At their most recent meeting, the Regents considered a plan proposed by Yudof to commit the UCs to as much as 81% in fee hikes over the next four years. If this plan goes through, tuition at the UCs will likely exceed $20,000 dollars in four years. The Regents didn't endorse this plan, but they also didn't reject it. Some of them were quoted afterwards saying that they were terrified of publicly endorsing it. They're afraid of *us*, and of our capacity to take direct actions and to build a movement that makes fee hikes and layoffs politically untenable, if not practically impossible, for the Regents and the state legislature. This is our task.

It's important also to say that fee hikes at the UCs, including those on the horizon, wouldn't only affect students currently enrolled, or those who will come to the UCs in future years. They reverberate throughout the entire education system in California, affecting all students. With many high school students deciding that they can't afford the UCs, more are applying to the CSUs. This year, over 600,000 qualified CSU applicants were rejected. Community colleges are also facing massive course reductions and enrollment cuts. What this means is that working class students and students of color in California are increasingly deciding to attend for-profit universities, which almost never provide the educational experience they advertise. They've been found to engage systematically in fraudulent practices. The majority of students at for-profits understandably withdraw after only a few semesters, but not before they take out thousands of dollars in debt. Former attendees of these schools endure half of all student loan defaults.

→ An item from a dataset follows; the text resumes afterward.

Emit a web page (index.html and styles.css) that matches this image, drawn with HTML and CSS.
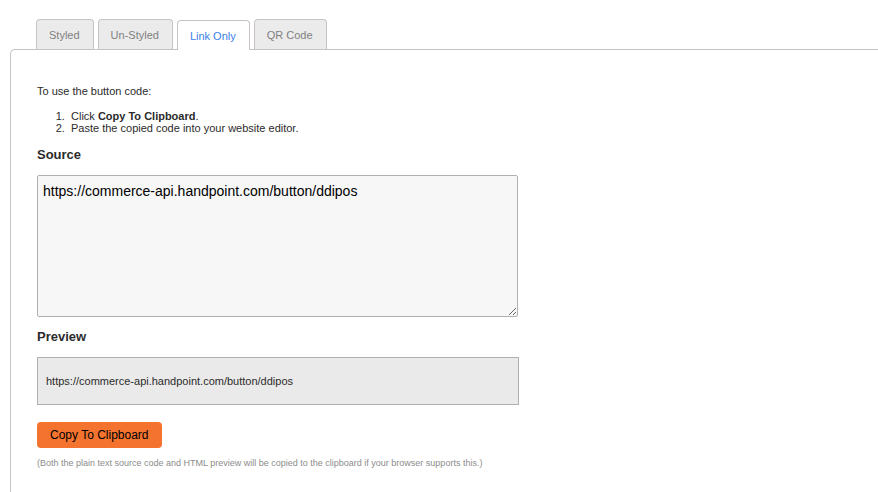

Extreme student debt levels and financial default are some of the most consequential effects of austerity in the educational sphere.


In addition to pushing us into debt, unemployment, and default, austerity measures also entail the direct, forcible disruption of the processes by which we reproduce our lives.

Reductions in pensions and health services mean more individualized care work for grandparents and elderly parents; cuts to childcare programs mean more time caring for children, or more time during which children are living alone.

These cuts reverberate through our communities; they thus open up the possibility of forms of solidarity and collective action that reach beyond any given institution or sector. In Wisconsin, where a cross-sectoral mobilization occurred this past year, banners were dropped in the capitol with the slogan: “Screw us and we multiply.” We're being screwed; it's time for us to multiply our forces.

In building mass resistance to austerity, there are some particular challenges that we'll have to face – debt and layoffs can make us feel isolated, and can make this isolation seem necessary. The time of resistance can appear constrained. But we must make time to resist austerity; to claim space, to learn from each other, to share food, to wash pepper spray from each others' eyes, to care for each others' children and generally to sustain each other as we take collective action.

We must constitute, through our protest, new forms of collectivity and new ways of reproducing our lives that don't involve the isolation, anxiety, debt, and over-work offered to us by austerity.

On Thursday, we begin again to fight back, together.